Instructions to follow — Extract only the first line of the listing and every line after it up to and including the one with "const exportRows: Row[]". Omit the pictures.

### Data excerpt

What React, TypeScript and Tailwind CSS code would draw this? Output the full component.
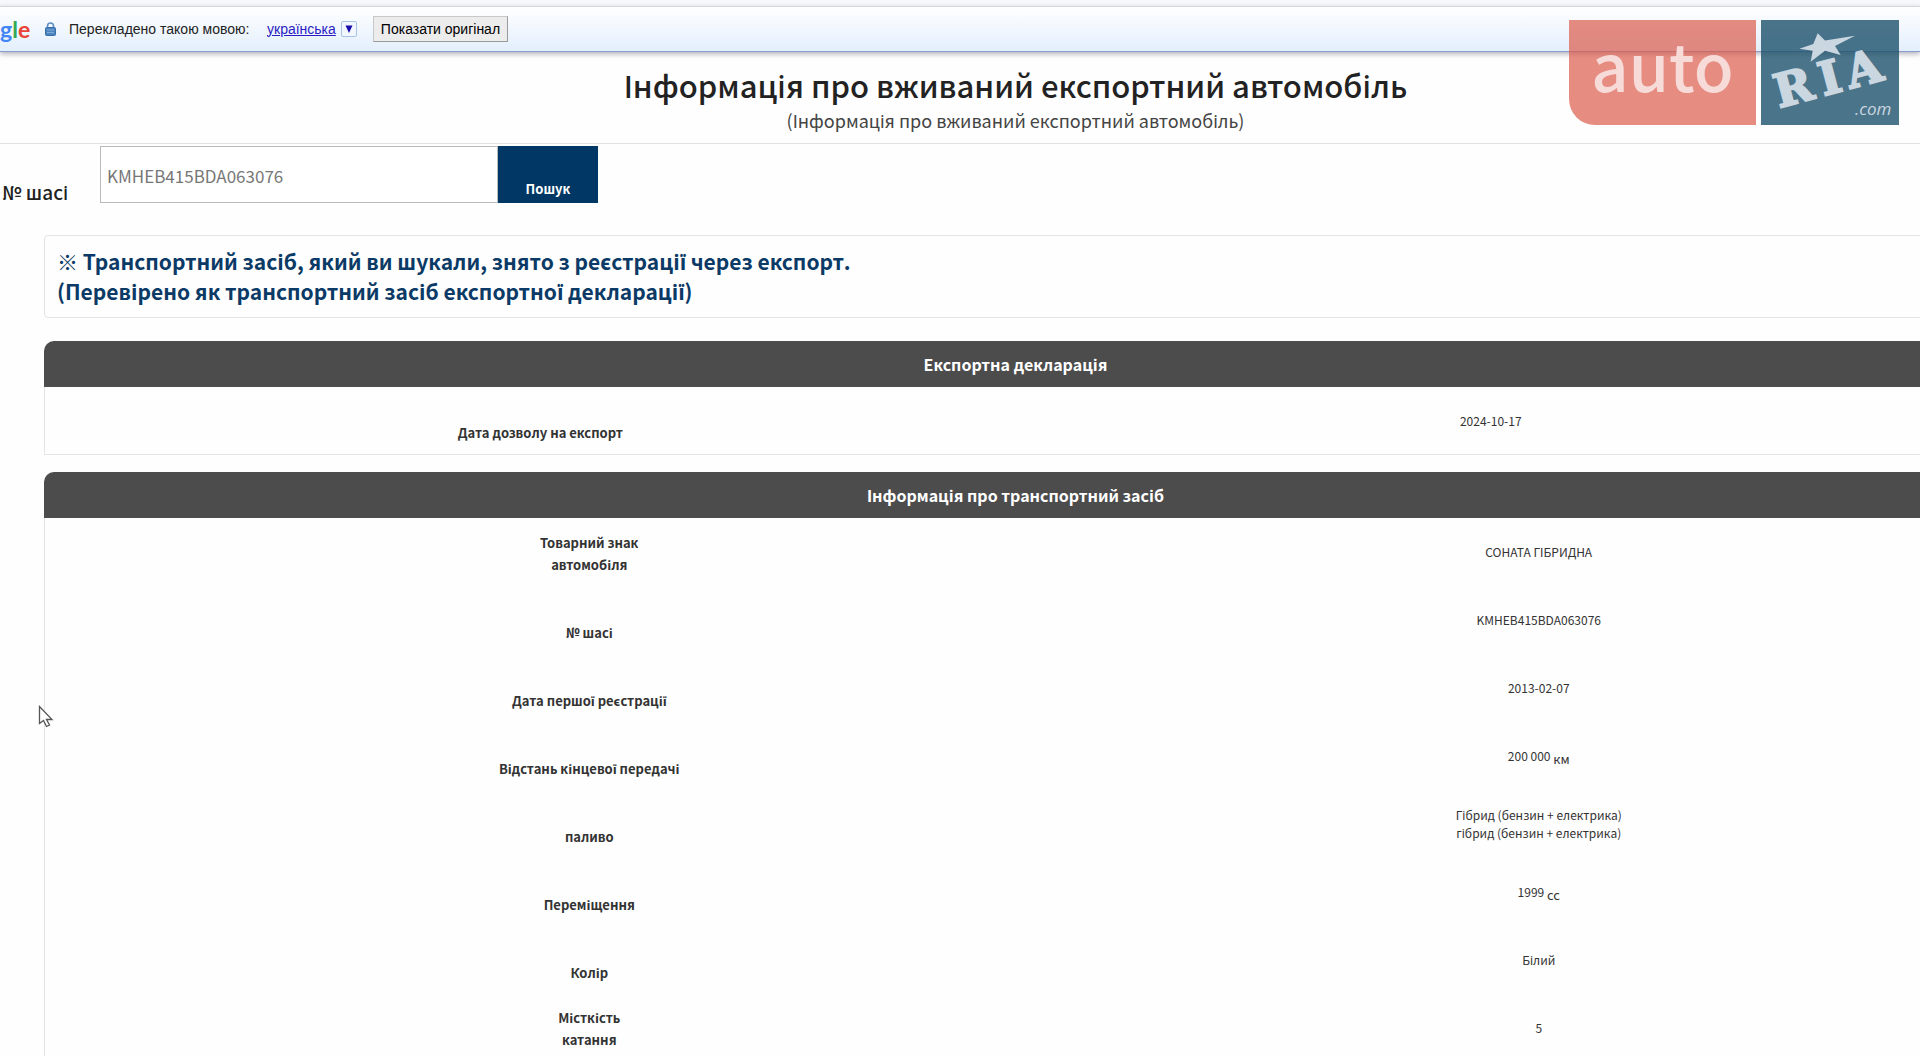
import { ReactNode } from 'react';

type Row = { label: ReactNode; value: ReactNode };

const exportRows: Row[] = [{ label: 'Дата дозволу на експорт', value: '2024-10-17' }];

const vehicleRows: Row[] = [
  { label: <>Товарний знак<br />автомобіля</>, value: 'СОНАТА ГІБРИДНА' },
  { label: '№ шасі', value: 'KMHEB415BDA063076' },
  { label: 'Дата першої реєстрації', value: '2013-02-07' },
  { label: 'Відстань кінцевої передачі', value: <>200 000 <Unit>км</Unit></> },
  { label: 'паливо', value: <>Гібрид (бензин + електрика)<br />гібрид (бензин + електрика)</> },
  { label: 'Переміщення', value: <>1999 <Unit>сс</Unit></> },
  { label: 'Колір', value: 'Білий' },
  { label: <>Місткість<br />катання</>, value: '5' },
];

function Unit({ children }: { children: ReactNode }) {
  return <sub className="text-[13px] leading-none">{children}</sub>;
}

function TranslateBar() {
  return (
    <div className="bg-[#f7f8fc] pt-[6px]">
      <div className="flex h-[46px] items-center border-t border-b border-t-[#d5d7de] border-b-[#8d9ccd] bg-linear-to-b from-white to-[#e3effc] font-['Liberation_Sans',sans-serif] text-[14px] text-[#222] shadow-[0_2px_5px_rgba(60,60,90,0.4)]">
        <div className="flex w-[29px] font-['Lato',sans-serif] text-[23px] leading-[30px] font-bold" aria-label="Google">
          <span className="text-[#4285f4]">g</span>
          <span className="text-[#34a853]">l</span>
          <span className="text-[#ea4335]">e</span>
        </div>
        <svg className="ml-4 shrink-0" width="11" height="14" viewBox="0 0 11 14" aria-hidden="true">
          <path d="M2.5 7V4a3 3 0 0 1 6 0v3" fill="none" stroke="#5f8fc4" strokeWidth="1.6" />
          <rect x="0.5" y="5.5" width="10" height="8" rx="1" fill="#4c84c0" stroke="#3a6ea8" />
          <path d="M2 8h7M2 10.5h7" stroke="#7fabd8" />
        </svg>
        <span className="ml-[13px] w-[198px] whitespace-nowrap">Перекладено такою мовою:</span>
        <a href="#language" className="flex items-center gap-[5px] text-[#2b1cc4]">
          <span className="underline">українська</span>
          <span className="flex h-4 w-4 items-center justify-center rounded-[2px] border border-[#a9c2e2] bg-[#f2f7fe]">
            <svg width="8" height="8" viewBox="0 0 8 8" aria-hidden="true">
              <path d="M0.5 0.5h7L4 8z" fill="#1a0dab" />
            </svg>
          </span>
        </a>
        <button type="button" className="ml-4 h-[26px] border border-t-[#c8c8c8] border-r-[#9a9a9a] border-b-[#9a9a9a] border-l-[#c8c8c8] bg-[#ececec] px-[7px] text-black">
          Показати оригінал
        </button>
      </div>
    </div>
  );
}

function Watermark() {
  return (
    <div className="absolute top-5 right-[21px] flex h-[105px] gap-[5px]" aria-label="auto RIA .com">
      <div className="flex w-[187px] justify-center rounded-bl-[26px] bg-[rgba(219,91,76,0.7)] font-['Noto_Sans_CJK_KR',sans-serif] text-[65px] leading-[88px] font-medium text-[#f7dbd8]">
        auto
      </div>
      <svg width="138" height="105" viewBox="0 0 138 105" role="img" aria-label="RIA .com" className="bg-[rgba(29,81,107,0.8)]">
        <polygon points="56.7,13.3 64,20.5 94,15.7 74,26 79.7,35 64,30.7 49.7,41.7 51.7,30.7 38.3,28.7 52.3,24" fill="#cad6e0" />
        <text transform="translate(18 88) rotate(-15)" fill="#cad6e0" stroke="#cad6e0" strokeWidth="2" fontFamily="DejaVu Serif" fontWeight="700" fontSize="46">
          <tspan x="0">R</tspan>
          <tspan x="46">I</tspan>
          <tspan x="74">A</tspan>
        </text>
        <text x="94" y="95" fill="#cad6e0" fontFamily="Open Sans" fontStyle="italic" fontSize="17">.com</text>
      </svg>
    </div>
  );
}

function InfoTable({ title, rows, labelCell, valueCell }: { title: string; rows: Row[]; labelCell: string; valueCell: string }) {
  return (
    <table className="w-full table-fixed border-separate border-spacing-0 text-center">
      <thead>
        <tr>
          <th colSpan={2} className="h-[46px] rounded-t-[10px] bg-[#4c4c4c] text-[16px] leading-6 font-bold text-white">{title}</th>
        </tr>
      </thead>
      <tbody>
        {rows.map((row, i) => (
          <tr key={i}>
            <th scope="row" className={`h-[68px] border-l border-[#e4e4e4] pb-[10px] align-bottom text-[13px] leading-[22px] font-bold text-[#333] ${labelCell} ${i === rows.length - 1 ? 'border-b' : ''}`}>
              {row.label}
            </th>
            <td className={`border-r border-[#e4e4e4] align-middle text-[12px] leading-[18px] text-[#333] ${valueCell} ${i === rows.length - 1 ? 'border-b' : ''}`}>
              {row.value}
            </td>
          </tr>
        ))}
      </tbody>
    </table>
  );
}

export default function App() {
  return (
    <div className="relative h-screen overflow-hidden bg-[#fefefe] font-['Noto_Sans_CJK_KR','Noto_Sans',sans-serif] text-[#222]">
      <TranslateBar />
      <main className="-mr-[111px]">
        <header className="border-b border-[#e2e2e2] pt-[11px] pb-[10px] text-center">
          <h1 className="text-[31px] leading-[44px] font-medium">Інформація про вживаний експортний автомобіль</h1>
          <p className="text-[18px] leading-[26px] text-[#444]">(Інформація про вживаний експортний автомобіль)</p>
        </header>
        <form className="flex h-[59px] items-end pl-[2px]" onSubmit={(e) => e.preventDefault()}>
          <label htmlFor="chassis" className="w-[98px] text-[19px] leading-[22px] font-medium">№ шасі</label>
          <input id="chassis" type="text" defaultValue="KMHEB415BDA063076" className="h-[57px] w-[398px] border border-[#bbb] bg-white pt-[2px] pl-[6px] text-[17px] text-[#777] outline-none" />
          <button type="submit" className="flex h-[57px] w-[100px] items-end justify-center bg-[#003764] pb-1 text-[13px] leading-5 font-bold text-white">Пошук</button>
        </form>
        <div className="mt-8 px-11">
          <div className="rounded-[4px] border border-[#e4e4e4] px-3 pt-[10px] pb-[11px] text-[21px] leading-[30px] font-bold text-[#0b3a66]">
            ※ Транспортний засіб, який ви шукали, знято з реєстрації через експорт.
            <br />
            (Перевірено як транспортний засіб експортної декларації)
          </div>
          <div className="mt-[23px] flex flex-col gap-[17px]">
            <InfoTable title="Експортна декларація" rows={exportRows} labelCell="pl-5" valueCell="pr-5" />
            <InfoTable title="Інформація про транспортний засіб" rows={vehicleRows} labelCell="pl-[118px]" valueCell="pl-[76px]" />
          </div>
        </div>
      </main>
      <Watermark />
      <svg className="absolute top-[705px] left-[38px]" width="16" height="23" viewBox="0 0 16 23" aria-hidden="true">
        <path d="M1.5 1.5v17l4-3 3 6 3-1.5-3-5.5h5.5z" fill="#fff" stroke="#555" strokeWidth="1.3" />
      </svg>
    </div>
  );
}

######

Solution for this exercise —
What React, TypeScript and Tailwind CSS code would draw this? Output the full component.
import { ReactNode } from 'react';

type Row = { label: ReactNode; value: ReactNode };

const exportRows: Row[] = [{ label: 'Дата дозволу на експорт', value: '2024-10-17' }];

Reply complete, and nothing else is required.